Korea Cute and Insa-dong

Today began with a short bus (van) ride to Insa-dong to check out some art. After ducking in many alley ways covered in street sellers and shops we see everywhere else, mindy and I finally found our street in Seoul. The road is lined with galleries and museums showing everything from pottery and fiber to paintings and post modern as well as some restaurants and shops with all things tiny cute and collectible.






We cruised up one side of the road and found the French graffiti catMonsieur Chat, on the side of a door in an alley way, then found a bigger stick-on on the window of an art center.



We saw 2 stand out shows. One by Yim Ja-hyuk and another by Lee Kwang Young.



(photos via Lee Hwaik Gallery)

Yim's work was assembled paper cutouts in what I consider to be the typical Korean color palette of bright cheerful colors that don't look cheap the way Damien Hirst's do. They were mostly simple everyday landscapes done in a quiet simplicity that showed off the technique and the materials used. They were at once stunning and cute, creating an aesthetic that was entirely approachable and joyful in their honesty even though several worked with a darker theme.




I'm not entirely certain of what the media of Young's work, but I'll refer to them as 3D paintings. The use of caricature to tell a narrative was fresh and like Yim, cute. The images moved on and off the canvas and the three dimensional roughly textured pieces cast strong shadows on the canvas. The Buddhist narrative did not over power the color palette and technique, but all worked seamlessly to create very interesting composition constructed in a manner I've never seen before. They were stunning works that, again, we're very accessible and not like your typical po-mo down talking nihilism.
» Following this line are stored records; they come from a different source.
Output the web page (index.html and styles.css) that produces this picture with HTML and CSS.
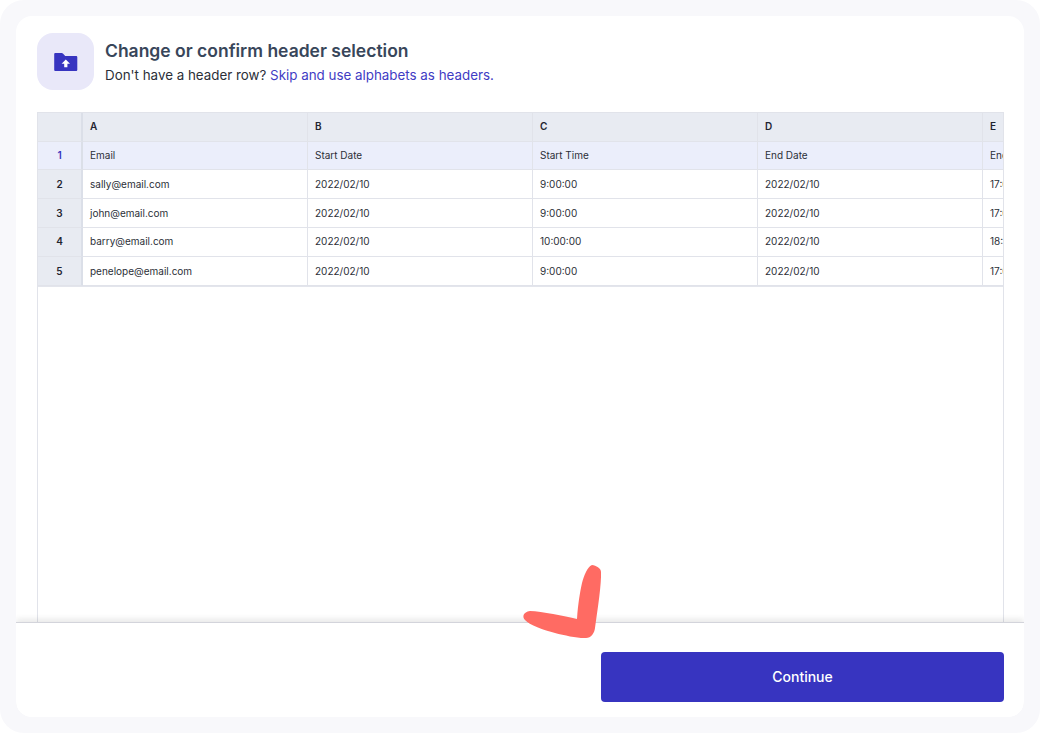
FILE: index.html
```html
<!DOCTYPE html>
<html lang="en">
<head>
<meta charset="utf-8">
<title>Change or confirm header selection</title>
<link rel="stylesheet" href="styles.css">
</head>
<body>
<div class="frame">
  <main class="card">
    <header class="head">
      <div class="badge">
        <svg class="folder" width="24" height="20" viewBox="0 0 24 20" aria-hidden="true">
          <path fill="#3734c0" d="M1.5 1h6.2c.5 0 .9.2 1.2.5L11.2 4h10.8c.8 0 1.3.5 1.3 1.3v12.4c0 .8-.5 1.3-1.3 1.3H1.5C.7 19 .2 18.500 .2 17.700V2.300C.2 1.500.7 1 1.500 1z"/>
          <path fill="#fff" d="M11.800 7.500l4.200 4.300h-2.600v3.400h-3.200v-3.400H7.600z"/>
        </svg>
      </div>
      <div class="head-text">
        <h1 class="title">Change or confirm header selection</h1>
        <p class="sub">Don't have a header row? <a class="link" href="#">Skip and use alphabets as headers.</a></p>
      </div>
    </header>
    <section class="sheet">
      <div class="grid">
        <div class="c corner"></div><div class="c col">A</div><div class="c col">B</div><div class="c col">C</div><div class="c col">D</div><div class="c col last">E</div>
        <div class="c rn sel">1</div><div class="c sel">Email</div><div class="c sel">Start Date</div><div class="c sel">Start Time</div><div class="c sel">End Date</div><div class="c sel last">End Time</div>
        <div class="c rn">2</div><div class="c">sally@email.com</div><div class="c">2022/02/10</div><div class="c">9:00:00</div><div class="c">2022/02/10</div><div class="c last">17:00:00</div>
        <div class="c rn">3</div><div class="c">john@email.com</div><div class="c">2022/02/10</div><div class="c">9:00:00</div><div class="c">2022/02/10</div><div class="c last">17:00:00</div>
        <div class="c rn up">4</div><div class="c up">barry@email.com</div><div class="c up">2022/02/10</div><div class="c up">10:00:00</div><div class="c up">2022/02/10</div><div class="c last up">18:00:00</div>
        <div class="c rn">5</div><div class="c">penelope@email.com</div><div class="c">2022/02/10</div><div class="c">9:00:00</div><div class="c">2022/02/10</div><div class="c last">17:00:00</div>
      </div>
    </section>
    <footer class="foot">
      <button class="continue" type="button">Continue</button>
    </footer>
    <svg class="check" width="90" height="84" viewBox="0 0 90 84" aria-hidden="true">
      <path fill="#ff6b63" d="M72 3C76 3.500 81 6 81 10C81.500 22 78 45 75 66C74.500 71 71 76 66 76C58 76.500 45 73.500 35 71C24 68 9 63 5 58C2 55 3 50 10 49C22 49.500 44 54 57 57C58 42 60 30 62 21C64 14 67 5 72 3Z"/>
    </svg>
  </main>
</div>
</body>
</html>
```

FILE: styles.css
```css
* { box-sizing: border-box; }
html, body { margin: 0; height: 100%; background: #fff; }
body { font-family: "Inter", "Liberation Sans", sans-serif; color: #1f2430; overflow: hidden; }
.frame { width: 1040px; height: 733px; background: #f8f8fb; border-radius: 24px; padding: 16px; }
.card { position: relative; width: 1008px; height: 701px; background: #fff; border-radius: 16px; display: flex; flex-direction: column; overflow: hidden; }
.head { display: flex; gap: 11px; padding: 17px 21px 0; height: 96px; flex: none; align-items: flex-start; }
.badge { width: 57px; height: 57px; border-radius: 16px; background: #e9e8f9; display: flex; align-items: center; justify-content: center; flex: none; }
.folder { display: block; }
.head-text { padding-top: 7px; }
.title { margin: 0; font-size: 17.500px; line-height: 22px; font-weight: 600; color: #38465a; }
.sub { margin: 3px 0 0; font-size: 13.360px; line-height: 20px; color: #2b2f38; }
.link { color: #3f3cc4; text-decoration: none; }
.sheet { flex: 1; min-height: 0; margin: 0 20px 0 21px; border: 1px solid #e1e3ea; border-bottom: 0; overflow: hidden; }
.grid { display: grid; grid-template-columns: 45px 225px 225px 225px 225px 225px; grid-template-rows: 29px 28px 29px 29px 29px 29px; width: fit-content; border-bottom: 1px solid #e3e5ec; }
.c { font-size: 10px; padding-left: 7px; display: flex; align-items: center; border-right: 1px solid #e1e3ea; border-bottom: 1px solid #e1e3ea; background: #fff; white-space: nowrap; overflow: hidden; color: #2b2f38; }
.corner, .col { background: #e8ebf2; }
.col { font-weight: 600; color: #1f2430; padding-bottom: 2px; }
.rn { background: #e8ebf2; justify-content: center; padding-left: 0; font-weight: 600; border-right: 2px solid #dbdfe8; color: #1f2430; }
.corner { border-right: 2px solid #dbdfe8; }
.sel { background: #ebeefb; padding-bottom: 2px; }
.up { padding-bottom: 2px; }
.rn.sel { color: #3734c0; }
.last { border-right: 0; }
.foot { position: relative; flex: none; height: 95px; background: #fff; border-top: 1px solid #d3d4db; box-shadow: 0 -3px 6px rgba(0, 0, 0, .09); display: flex; justify-content: flex-end; align-items: flex-start; padding: 29px 20px 0; }
.continue { width: 403px; height: 50px; border: 0; border-radius: 4px; background: #3734c0; color: #fff; font: 500 14px "Inter", "Liberation Sans", sans-serif; padding-bottom: 2px; }
.check { position: absolute; left: 504px; top: 546px; }
```
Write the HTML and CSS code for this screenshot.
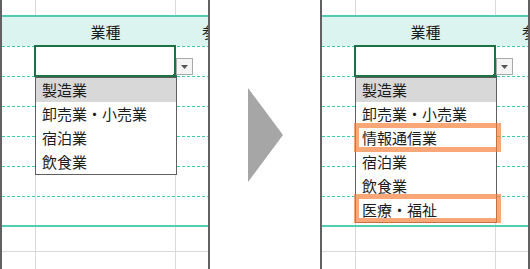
FILE: index.html
```html
<!DOCTYPE html>
<html lang="ja">
<head>
<meta charset="utf-8">
<link rel="stylesheet" href="styles.css">
</head>
<body>
<main class="stage">
  <section class="panel">
    <div class="r r-top"></div>
    <div class="r r-head"><span class="c1"></span><span class="c2">業種</span><span class="c3">参加</span></div>
    <div class="r r-data"></div>
    <div class="r r-data"></div>
    <div class="r r-data"></div>
    <div class="r r-data"></div>
    <div class="r r-data"></div>
    <div class="r r-data r-last"></div>
    <div class="r r-total"></div>
    <div class="r r-foot"></div>
    <div class="sel"></div>
    <div class="handle"></div>
    <div class="btn"><svg width="7" height="4" viewBox="0 0 7 4"><polygon points="0,0 7,0 3.5,4" fill="#555"/></svg></div>
    <ul class="list">
      <li class="on">製造業</li>
      <li>卸売業・小売業</li>
      <li>宿泊業</li>
      <li>飲食業</li>
    </ul>
  </section>
  <div class="gap">
    <svg width="110" height="269" viewBox="0 0 110 269"><polygon points="38,88 73,135 38,182" fill="#a6a6a6"/></svg>
  </div>
  <section class="panel">
    <div class="r r-top"></div>
    <div class="r r-head"><span class="c1"></span><span class="c2">業種</span><span class="c3">参加</span></div>
    <div class="r r-data"></div>
    <div class="r r-data"></div>
    <div class="r r-data"></div>
    <div class="r r-data"></div>
    <div class="r r-data"></div>
    <div class="r r-data r-last"></div>
    <div class="r r-total"></div>
    <div class="r r-foot"></div>
    <div class="sel"></div>
    <div class="handle"></div>
    <div class="btn"><svg width="7" height="4" viewBox="0 0 7 4"><polygon points="0,0 7,0 3.5,4" fill="#555"/></svg></div>
    <ul class="list">
      <li class="on">製造業</li>
      <li>卸売業・小売業</li>
      <li>情報通信業</li>
      <li>宿泊業</li>
      <li>飲食業</li>
      <li>医療・福祉</li>
    </ul>
    <div class="mark mark-1"></div>
    <div class="mark mark-2"></div>
  </section>
</main>
</body>
</html>
```
FILE: styles.css
```css
* { box-sizing: border-box; }
html, body { margin: 0; padding: 0; background: #fff; }
body {
  width: 530px;
  height: 269px;
  overflow: hidden;
  font-family: "Noto Sans CJK JP", "Noto Sans", sans-serif;
  font-size: 15px;
  color: #1c1c1c;
}
.stage { display: flex; height: 269px; }
.panel {
  position: relative;
  width: 210px;
  height: 269px;
  overflow: hidden;
  border-left: 2px solid #616161;
  border-right: 2px solid #616161;
  background:
    linear-gradient(#dadada, #dadada) 33px 0 / 1px 100% no-repeat,
    linear-gradient(#dadada, #dadada) 173px 0 / 1px 100% no-repeat,
    #fff;
}
.gap { width: 110px; height: 269px; }
.gap svg { display: block; }

.r { width: 100%; }
.r-top { height: 15px; }
.r-head {
  height: 31px;
  border-top: 2px solid #52cdb3;
  background: #dcf4ef;
  display: grid;
  grid-template-columns: 33px 140px 1fr;
  line-height: 29px;
  white-space: nowrap;
}
.r-head .c2 { text-align: center; padding-left: 1px; }
.r-head .c3 { padding-left: 27px; }
.r-data {
  height: 30px;
  background: repeating-linear-gradient(90deg, #3ccfa7 0 3px, transparent 3px 5px) 0 0 / 100% 1px no-repeat;
}
.r-last { height: 29px; }
.r-total { height: 26px; border-top: 2px solid #52cdb3; }
.r-foot { height: 18px; border-top: 1px solid #dadada; }

.sel {
  position: absolute;
  left: 32px;
  top: 45px;
  width: 142px;
  height: 32px;
  border: 2px solid #1e7145;
}
.handle {
  position: absolute;
  left: 171px;
  top: 74px;
  width: 4px;
  height: 4px;
  background: #1e7145;
}
.btn {
  position: absolute;
  left: 174px;
  top: 58px;
  width: 17px;
  height: 17px;
  border: 1px solid #a9a9a9;
  background: #f5f5f5;
  display: flex;
  align-items: center;
  justify-content: center;
}
.btn svg { display: block; }
.list {
  position: absolute;
  left: 33px;
  top: 77px;
  width: 142px;
  margin: 0;
  padding: 0;
  list-style: none;
  background: #fff;
  border: 1px solid #5f5f5f;
}
.list li {
  height: 24px;
  line-height: 24px;
  padding-left: 6px;
  white-space: nowrap;
}
.list li.on { background: #d8d8d8; }
.mark {
  position: absolute;
  left: 32px;
  width: 147px;
  height: 29px;
  border: 5px solid rgba(247, 125, 55, 0.68);
}
.mark-1 { top: 123px; }
.mark-2 { top: 194px; }
```
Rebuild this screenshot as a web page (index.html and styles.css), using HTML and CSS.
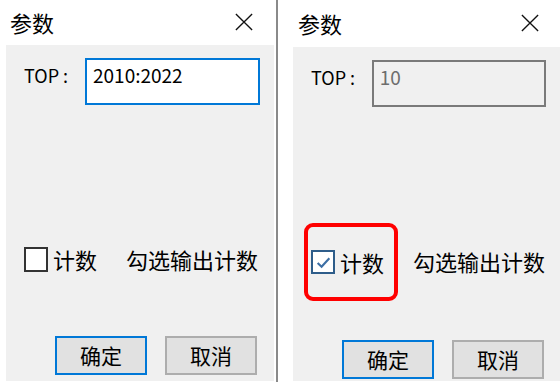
FILE: index.html
```html
<!DOCTYPE html>
<html lang="zh-CN">
<head>
<meta charset="UTF-8">
<link rel="stylesheet" href="styles.css">
<title>参数</title>
</head>
<body>
<div class="screen">

  <!-- Unchecked dialog -->
  <div class="dialog left">
    <div class="titlebar">
      <span class="title">参数</span>
      <svg class="close" viewBox="0 0 20 20"><path d="M1 1L19 19M19 1L1 19" /></svg>
    </div>
    <div class="content">
      <div class="field">
        <span class="label">TOP :</span>
        <div class="textbox active">2010:2022</div>
      </div>
      <div class="options">
        <label class="check"><span class="box"></span>计数</label>
        <span class="hint">勾选输出计数</span>
      </div>
      <div class="buttons">
        <button class="btn primary">确定</button>
        <button class="btn">取消</button>
      </div>
    </div>
  </div>

  <div class="divider"><span class="line"></span></div>

  <!-- Checked dialog -->
  <div class="dialog right">
    <div class="titlebar">
      <span class="title">参数</span>
      <svg class="close" viewBox="0 0 20 20"><path d="M1 1L19 19M19 1L1 19" /></svg>
    </div>
    <div class="content">
      <div class="field">
        <span class="label">TOP :</span>
        <div class="textbox disabled">10</div>
      </div>
      <div class="options">
        <div class="marker">
          <label class="check"><span class="box checked"><svg viewBox="0 0 16 16"><path d="M2.5 8.5L6.2 12L13.5 4" /></svg></span>计数</label>
        </div>
        <span class="hint">勾选输出计数</span>
      </div>
      <div class="buttons">
        <button class="btn primary">确定</button>
        <button class="btn">取消</button>
      </div>
    </div>
  </div>

</div>
</body>
</html>
```
FILE: styles.css
```css
body {
  margin: 0;
  background: #fff;
  font-family: "Noto Sans CJK SC", "Microsoft YaHei", sans-serif;
  color: #000;
}

.screen {
  display: flex;
  width: 560px;
  height: 382px;
  overflow: hidden;
}

.dialog {
  display: flex;
  flex-direction: column;
}

.dialog.left {
  width: 274px;
}

.dialog.right {
  width: 267px;
}

.titlebar {
  display: flex;
  align-items: center;
  justify-content: space-between;
  height: 45px;
  padding: 0 21px 0 10px;
  box-sizing: border-box;
}

.right .titlebar {
  height: 47px;
  padding: 0 21px 0 5px;
}

.title {
  font-size: 22px;
  line-height: 1;
  margin-top: -2px;
}

.close {
  width: 18px;
  height: 18px;
  margin-top: -2px;
}

.close path {
  stroke: #111;
  stroke-width: 1.5;
  fill: none;
}

.content {
  background: #f0f0f0;
  height: 336px;
  display: flex;
  flex-direction: column;
  padding: 13px 14px 0 18px;
  box-sizing: border-box;
}

.left .content {
  margin-left: 6px;
}

.right .content {
  height: 334px;
  padding: 13px 14px 0 18px;
}

.field {
  display: flex;
  align-items: flex-start;
  height: 47px;
}

.label {
  width: 61px;
  font-size: 18px;
  line-height: 20px;
  padding-top: 7px;
}

.textbox {
  width: 175px;
  height: 47px;
  box-sizing: border-box;
  padding: 3px 6px;
  font-size: 19px;
  line-height: 24px;
}

.textbox.active {
  background: #fff;
  border: 2px solid #0078d7;
}

.textbox.disabled {
  border: 2px solid #7a7a7a;
  color: #6d6d6d;
}

.options {
  display: flex;
  align-items: center;
  margin-top: 141px;
  height: 26px;
  font-size: 22px;
}

.check {
  display: flex;
  align-items: center;
  gap: 5px;
  width: 102px;
}

.box {
  width: 24px;
  height: 25px;
  box-sizing: border-box;
  border: 2px solid #333;
  background: #fff;
  display: flex;
  align-items: center;
  justify-content: center;
}

.box.checked {
  border-color: #2e5d8a;
  width: 24px;
  height: 24px;
}

.box svg {
  width: 17px;
  height: 17px;
}

.box path {
  stroke: #3c6fa5;
  stroke-width: 2;
  fill: none;
}

.marker {
  width: 94px;
  display: flex;
  align-items: center;
  height: 78px;
  margin-left: -7px;
  border: 4px solid #ff0000;
  border-radius: 9px;
  box-sizing: border-box;
  padding-left: 3px;
  margin-top: 2px;
}

.marker .check {
  width: auto;
}

.hint {
  white-space: nowrap;
}

.right .hint {
  margin-left: 15px;
}

.buttons {
  display: flex;
  gap: 18px;
  margin-top: 64px;
  padding-left: 31px;
}

.right .buttons {
  margin-top: 66px;
  padding-left: 31px;
}

.btn {
  width: 92px;
  height: 39px;
  background: #e1e1e1;
  border: 2px solid #adadad;
  font-family: inherit;
  font-size: 21px;
  color: #000;
  padding: 0;
  line-height: 1;
}

.btn.primary {
  border-color: #0078d7;
}

.divider {
  width: 19px;
  display: flex;
  padding-left: 2px;
  box-sizing: border-box;
}

.divider .line {
  width: 2px;
  height: 100%;
  background: #8a8a8a;
}
```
Mindy and I saw a show in NYC in January called 'the Korean Eye' at MAD and after being in Seoul and seeing the place that this work comes from and see gobs more of it, I think I'm falling in love with this aesthetic. It is cute. But not kitschy. It is brightly colored and joyful. But it is not cheap. It is honest and accessible and if there's a next big thing in the art world I hope this is it.